Using the listing below, please gather every line containing the word "React".

Data segment:
----------------

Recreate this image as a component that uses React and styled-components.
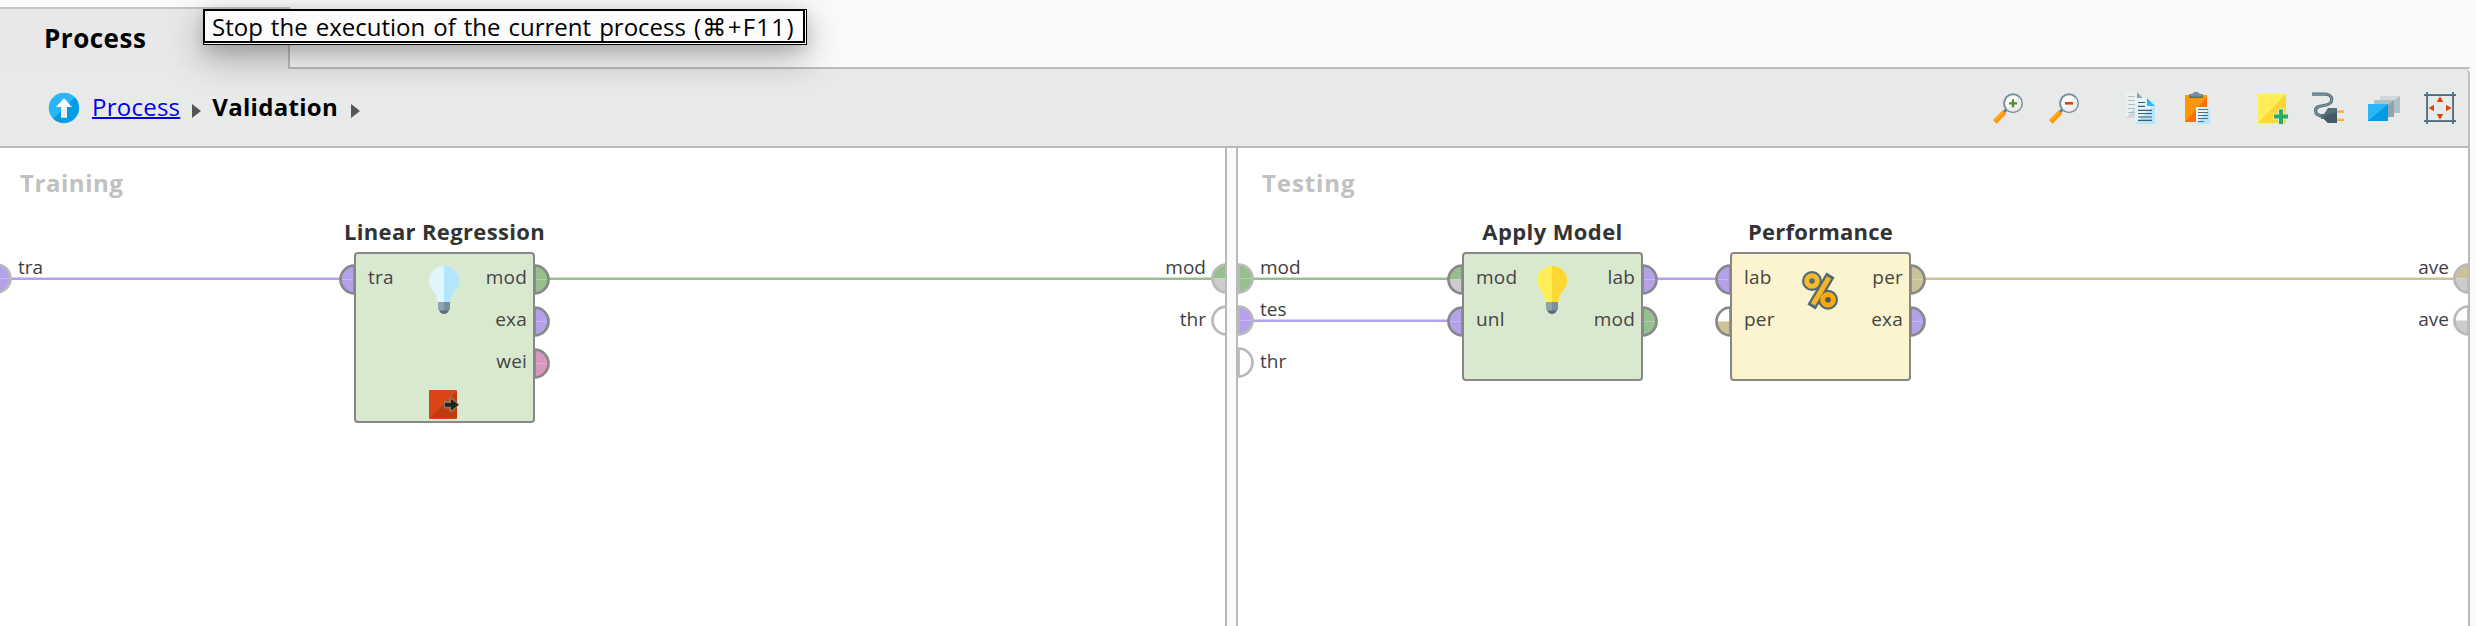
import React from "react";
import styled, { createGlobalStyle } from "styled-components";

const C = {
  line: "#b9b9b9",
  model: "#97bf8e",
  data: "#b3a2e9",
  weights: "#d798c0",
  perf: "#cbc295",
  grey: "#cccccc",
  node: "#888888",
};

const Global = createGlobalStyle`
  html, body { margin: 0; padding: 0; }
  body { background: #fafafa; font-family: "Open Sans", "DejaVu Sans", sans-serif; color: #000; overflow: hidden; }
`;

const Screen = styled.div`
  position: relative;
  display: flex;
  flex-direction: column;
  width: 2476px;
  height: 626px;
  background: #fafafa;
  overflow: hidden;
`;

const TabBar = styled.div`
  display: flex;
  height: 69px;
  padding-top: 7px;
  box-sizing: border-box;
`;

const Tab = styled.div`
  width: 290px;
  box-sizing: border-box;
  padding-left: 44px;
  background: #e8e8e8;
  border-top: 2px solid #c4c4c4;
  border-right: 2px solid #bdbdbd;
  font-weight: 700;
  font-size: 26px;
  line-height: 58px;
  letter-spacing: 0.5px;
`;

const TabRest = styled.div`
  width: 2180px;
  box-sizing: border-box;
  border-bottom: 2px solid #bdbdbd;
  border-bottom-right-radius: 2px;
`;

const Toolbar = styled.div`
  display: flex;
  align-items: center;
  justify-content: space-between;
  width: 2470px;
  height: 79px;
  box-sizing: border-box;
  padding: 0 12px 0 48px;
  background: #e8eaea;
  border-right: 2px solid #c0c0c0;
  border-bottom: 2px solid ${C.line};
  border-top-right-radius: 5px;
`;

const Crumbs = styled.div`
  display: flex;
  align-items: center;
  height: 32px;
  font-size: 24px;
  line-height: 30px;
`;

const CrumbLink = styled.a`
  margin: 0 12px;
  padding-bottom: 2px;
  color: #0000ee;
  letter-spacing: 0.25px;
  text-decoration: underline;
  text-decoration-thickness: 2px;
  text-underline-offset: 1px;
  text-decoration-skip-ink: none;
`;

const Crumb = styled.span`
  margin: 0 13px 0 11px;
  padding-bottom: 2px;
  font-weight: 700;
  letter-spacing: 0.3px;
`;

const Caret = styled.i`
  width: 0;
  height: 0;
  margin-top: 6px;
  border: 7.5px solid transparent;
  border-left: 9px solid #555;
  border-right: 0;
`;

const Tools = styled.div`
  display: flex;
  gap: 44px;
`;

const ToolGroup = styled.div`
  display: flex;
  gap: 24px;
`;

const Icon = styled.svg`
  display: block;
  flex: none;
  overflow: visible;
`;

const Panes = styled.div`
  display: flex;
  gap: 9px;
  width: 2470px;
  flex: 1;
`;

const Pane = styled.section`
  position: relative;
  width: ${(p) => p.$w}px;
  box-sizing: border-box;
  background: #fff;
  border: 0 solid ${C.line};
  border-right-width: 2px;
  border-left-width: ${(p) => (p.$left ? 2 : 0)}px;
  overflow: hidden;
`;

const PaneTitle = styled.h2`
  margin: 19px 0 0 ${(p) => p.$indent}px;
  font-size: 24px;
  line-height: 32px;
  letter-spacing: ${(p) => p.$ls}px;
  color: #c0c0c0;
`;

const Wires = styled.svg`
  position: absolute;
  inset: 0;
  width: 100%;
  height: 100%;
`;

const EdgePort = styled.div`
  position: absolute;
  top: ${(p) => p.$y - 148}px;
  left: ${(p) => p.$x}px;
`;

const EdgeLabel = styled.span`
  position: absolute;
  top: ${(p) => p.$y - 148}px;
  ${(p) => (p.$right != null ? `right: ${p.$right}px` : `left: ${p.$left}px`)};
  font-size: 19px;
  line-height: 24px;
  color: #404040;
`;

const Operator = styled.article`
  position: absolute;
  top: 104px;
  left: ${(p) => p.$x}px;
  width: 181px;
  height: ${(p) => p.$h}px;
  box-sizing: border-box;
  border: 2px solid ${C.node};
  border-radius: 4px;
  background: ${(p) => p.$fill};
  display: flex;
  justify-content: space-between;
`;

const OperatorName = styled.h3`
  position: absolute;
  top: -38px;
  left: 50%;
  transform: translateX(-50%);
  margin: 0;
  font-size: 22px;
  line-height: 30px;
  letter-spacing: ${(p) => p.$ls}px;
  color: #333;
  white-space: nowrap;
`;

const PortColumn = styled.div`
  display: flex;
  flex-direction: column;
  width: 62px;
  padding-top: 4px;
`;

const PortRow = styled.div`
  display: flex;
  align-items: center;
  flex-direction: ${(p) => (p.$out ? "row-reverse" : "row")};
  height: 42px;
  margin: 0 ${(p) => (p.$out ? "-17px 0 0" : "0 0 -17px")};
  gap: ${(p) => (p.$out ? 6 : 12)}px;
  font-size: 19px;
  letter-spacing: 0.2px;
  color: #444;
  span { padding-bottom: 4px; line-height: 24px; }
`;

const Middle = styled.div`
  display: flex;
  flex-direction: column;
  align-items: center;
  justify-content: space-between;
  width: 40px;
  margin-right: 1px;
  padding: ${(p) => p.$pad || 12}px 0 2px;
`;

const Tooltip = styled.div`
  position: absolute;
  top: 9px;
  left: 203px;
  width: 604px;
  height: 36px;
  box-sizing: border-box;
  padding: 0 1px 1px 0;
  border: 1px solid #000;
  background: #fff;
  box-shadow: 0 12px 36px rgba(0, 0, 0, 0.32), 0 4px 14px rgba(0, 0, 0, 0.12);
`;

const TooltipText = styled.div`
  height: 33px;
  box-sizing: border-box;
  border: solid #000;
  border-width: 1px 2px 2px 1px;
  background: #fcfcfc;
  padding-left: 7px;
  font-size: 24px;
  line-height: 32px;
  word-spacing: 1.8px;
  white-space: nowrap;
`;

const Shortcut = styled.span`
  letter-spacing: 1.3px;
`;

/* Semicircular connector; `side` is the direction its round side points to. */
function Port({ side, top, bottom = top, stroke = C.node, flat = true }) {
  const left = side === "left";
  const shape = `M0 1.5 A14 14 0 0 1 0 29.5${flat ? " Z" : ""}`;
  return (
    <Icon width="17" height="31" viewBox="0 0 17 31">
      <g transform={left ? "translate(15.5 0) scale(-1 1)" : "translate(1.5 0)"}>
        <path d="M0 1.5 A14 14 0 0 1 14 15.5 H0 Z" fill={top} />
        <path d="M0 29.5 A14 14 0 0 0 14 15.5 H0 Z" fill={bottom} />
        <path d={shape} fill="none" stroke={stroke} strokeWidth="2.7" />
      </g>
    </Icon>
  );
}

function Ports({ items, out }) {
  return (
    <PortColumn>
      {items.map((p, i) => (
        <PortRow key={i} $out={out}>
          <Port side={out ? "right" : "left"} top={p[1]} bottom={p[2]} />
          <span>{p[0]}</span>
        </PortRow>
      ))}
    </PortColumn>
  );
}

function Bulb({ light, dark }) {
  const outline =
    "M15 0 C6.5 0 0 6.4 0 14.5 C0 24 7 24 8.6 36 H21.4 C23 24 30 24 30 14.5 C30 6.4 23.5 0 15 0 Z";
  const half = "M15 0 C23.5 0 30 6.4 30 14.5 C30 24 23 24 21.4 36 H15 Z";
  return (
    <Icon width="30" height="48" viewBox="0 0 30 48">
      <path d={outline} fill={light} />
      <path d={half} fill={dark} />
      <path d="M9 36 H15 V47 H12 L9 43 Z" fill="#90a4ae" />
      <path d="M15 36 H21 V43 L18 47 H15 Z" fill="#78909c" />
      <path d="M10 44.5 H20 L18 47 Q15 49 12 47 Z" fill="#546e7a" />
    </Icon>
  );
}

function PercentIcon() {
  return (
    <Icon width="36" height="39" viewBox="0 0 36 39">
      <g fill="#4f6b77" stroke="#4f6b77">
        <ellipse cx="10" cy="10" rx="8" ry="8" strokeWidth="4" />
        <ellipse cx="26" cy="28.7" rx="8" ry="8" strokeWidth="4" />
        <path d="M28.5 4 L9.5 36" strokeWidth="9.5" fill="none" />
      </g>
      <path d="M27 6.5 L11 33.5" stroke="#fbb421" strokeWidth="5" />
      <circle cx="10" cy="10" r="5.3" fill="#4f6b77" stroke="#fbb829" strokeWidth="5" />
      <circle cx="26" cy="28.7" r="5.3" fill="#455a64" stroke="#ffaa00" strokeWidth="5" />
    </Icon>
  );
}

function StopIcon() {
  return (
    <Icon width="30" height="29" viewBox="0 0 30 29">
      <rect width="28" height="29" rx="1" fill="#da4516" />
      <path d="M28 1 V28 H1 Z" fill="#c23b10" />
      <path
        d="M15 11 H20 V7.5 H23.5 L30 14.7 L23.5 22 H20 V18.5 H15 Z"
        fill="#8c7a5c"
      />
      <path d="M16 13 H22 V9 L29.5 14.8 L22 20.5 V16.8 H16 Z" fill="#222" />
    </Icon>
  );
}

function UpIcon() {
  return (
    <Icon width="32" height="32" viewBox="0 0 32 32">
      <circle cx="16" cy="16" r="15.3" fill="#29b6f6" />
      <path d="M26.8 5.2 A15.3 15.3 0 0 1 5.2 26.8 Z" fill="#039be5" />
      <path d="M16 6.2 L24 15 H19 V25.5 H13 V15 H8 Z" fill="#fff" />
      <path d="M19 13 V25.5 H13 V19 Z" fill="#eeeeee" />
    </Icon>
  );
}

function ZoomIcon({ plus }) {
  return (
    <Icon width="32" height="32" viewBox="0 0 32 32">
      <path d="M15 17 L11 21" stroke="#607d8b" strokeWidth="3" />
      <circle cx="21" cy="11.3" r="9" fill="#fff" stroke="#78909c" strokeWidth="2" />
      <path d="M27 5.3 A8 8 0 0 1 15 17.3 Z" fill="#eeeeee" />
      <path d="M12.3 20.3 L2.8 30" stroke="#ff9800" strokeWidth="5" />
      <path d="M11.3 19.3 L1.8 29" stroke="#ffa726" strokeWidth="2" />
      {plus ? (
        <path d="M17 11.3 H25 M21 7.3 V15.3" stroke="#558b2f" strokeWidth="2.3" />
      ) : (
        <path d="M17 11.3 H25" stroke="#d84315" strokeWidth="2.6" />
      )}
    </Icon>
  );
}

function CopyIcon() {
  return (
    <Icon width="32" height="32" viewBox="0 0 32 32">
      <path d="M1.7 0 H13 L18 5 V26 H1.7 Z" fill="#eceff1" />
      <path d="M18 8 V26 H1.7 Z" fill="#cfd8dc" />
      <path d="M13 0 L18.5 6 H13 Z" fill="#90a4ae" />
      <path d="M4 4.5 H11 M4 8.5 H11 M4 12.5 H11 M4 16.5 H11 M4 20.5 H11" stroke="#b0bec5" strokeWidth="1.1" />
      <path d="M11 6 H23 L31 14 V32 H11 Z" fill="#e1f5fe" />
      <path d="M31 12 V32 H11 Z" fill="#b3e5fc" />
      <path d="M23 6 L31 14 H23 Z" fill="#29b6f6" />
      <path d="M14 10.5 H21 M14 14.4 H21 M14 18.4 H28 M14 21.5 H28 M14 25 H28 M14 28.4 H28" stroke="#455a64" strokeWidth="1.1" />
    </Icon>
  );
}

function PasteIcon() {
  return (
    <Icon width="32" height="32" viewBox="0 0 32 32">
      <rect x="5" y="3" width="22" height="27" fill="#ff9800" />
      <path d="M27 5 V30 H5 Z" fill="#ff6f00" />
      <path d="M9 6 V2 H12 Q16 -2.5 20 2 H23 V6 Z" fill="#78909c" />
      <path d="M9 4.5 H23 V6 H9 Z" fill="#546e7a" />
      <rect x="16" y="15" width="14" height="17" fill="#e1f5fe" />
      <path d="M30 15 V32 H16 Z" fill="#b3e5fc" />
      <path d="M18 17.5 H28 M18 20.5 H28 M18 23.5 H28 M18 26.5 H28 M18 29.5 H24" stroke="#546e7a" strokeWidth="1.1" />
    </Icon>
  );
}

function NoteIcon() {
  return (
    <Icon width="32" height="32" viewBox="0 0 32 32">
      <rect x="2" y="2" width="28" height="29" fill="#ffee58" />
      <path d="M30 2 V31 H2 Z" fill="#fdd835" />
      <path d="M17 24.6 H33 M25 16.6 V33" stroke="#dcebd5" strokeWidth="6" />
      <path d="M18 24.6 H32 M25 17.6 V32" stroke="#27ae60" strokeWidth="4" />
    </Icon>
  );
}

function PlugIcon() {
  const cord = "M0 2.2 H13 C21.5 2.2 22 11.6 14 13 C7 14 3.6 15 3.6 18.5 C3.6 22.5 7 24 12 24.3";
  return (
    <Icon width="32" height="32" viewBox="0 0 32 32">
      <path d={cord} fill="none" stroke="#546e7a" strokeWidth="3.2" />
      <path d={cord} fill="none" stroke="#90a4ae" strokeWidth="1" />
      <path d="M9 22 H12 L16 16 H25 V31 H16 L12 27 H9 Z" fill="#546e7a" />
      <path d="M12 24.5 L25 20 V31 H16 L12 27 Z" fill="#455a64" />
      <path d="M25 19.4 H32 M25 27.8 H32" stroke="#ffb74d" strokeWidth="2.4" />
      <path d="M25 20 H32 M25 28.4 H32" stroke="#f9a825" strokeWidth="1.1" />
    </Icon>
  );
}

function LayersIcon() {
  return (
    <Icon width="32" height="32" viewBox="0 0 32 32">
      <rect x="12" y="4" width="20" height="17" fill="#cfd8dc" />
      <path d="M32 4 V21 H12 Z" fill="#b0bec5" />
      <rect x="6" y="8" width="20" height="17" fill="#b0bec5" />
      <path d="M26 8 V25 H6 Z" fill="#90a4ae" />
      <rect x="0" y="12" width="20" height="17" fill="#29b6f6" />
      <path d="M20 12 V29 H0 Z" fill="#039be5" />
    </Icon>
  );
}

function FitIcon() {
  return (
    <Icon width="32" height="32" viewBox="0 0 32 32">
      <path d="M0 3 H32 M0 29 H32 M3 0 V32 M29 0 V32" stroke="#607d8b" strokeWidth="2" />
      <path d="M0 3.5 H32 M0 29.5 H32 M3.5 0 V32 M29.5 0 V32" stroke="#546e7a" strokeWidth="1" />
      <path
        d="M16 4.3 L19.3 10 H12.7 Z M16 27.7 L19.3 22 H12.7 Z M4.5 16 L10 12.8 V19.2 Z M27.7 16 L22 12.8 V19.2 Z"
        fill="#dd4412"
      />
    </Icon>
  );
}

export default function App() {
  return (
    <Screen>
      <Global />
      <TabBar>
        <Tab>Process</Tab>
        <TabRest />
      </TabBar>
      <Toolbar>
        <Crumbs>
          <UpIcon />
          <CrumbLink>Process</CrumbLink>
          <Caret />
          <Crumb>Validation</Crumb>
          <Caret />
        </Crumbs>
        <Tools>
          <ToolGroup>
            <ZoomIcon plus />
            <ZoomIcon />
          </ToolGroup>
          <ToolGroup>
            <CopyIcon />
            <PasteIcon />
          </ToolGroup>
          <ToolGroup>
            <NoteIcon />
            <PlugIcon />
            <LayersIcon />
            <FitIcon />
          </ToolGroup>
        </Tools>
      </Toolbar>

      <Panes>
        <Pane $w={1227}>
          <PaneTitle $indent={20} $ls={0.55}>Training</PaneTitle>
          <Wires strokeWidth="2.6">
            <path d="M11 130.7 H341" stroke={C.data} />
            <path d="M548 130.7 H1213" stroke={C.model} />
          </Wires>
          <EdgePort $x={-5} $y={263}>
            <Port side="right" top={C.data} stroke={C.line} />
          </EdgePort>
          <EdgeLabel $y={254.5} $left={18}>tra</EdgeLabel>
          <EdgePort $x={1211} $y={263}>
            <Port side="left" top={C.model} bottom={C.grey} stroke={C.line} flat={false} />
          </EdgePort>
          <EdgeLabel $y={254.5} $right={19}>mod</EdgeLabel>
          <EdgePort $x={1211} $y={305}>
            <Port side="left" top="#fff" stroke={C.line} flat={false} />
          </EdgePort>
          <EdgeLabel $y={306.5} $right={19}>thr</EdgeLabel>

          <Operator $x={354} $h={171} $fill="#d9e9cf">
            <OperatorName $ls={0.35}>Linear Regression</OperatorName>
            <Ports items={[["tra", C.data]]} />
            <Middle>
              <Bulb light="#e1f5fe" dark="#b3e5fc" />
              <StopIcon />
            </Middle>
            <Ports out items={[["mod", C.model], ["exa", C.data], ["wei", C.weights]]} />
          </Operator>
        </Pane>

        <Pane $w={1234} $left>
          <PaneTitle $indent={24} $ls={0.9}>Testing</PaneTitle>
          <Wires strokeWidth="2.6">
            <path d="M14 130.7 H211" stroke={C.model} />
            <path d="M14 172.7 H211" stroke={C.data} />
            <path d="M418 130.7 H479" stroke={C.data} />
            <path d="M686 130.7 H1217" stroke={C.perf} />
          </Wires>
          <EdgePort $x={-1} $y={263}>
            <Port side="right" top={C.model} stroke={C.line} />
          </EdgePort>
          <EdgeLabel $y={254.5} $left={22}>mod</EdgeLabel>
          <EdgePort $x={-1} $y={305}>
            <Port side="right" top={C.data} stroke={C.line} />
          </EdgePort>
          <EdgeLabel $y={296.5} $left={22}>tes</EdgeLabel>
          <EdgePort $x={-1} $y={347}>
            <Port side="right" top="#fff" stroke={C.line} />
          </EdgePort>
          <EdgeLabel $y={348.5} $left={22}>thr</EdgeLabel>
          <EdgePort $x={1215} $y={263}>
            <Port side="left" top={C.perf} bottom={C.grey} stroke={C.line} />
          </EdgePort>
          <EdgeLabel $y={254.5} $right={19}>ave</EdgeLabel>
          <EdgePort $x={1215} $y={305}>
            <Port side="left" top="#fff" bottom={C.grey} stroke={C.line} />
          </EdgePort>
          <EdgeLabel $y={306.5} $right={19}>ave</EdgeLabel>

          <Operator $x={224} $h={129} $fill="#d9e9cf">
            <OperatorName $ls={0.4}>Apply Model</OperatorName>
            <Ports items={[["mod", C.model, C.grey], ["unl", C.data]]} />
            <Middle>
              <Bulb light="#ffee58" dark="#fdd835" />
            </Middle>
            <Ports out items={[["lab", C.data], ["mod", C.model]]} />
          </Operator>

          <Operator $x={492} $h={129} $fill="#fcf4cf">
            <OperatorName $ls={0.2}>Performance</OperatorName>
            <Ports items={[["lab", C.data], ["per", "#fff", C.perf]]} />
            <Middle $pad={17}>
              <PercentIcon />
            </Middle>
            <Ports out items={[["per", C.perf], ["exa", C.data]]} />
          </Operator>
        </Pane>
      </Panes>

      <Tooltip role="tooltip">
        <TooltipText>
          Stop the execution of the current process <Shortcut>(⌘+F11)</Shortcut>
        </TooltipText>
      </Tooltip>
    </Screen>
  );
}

----------------

Reply to the exercise:
Recreate this image as a component that uses React and styled-components.
import React from "react";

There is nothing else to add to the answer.